一度モラハラ加害者のいいなりになっていた期間が長ければ長いほど、被害者になりやすい自分の癖を直していくのは、今までの自分の生き方や相手そのものを否定するように感じて、精神的な苦痛を伴うこともあります。
どうしても自分一人で癖を直せない場合は、モラルハラスメントを専門にしているカウンセラーに相談したり、モラハラ被害の経験にあった人に相談して、一人で抱え込まないようにするのも有効な手段です。

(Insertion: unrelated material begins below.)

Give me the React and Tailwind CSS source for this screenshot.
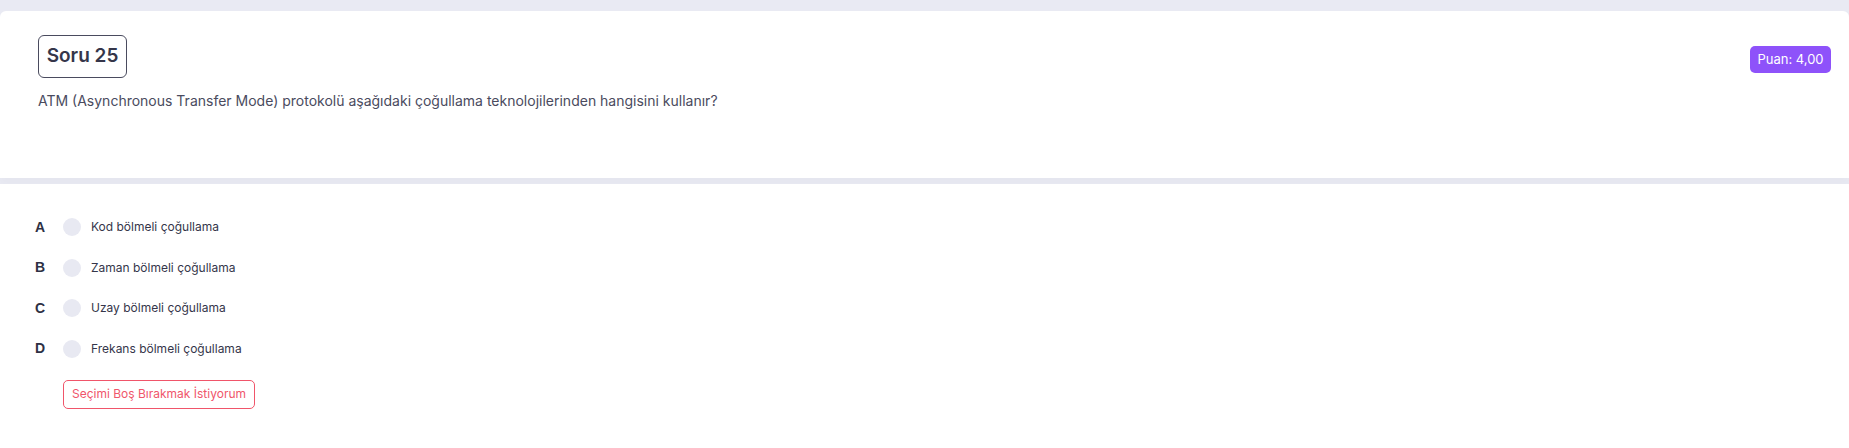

もしも嫌がらせが収まらない場合は、弁護士に相談するという方法も
何度言っても相手からの嫌がらせが収まらない場合は、自分一人で対処するのではなく例えば友達に相談したり、場合によっては弁護士と相談して対処する方法があります。
職場でのモラハラの場合、嫌がらせの内容によってはパワハラやセクハラの問題として扱い対処することもできます。
なお、パワハラやセクハラとして対処する場合は、準備として加害者が攻撃をしていた証拠を集めることが必要になります。
- 加害者の言葉の暴力や発言の内容をICレコーダーやスマホの録音機能で記録する。
- メールやSNSでモラハラを受けていた場合は、そのやり取りをスクリーンショットで保存する。
- いつ、どこで、誰から、どんな被害を受けたか、を日記やメモ帳に記録しておく。
などを行ってモラハラ加害者の行動を記録し、法的な手段で解決することでモラハラから自分を守ることができます。
モラルハラスメントの行動は、侮辱罪、名誉毀損罪、脅迫罪として法で裁くこともできるので、本当に困っているときは泣き寝入りせずまずは弁護士に相談することも手段のひとつとして検討しておきましょう。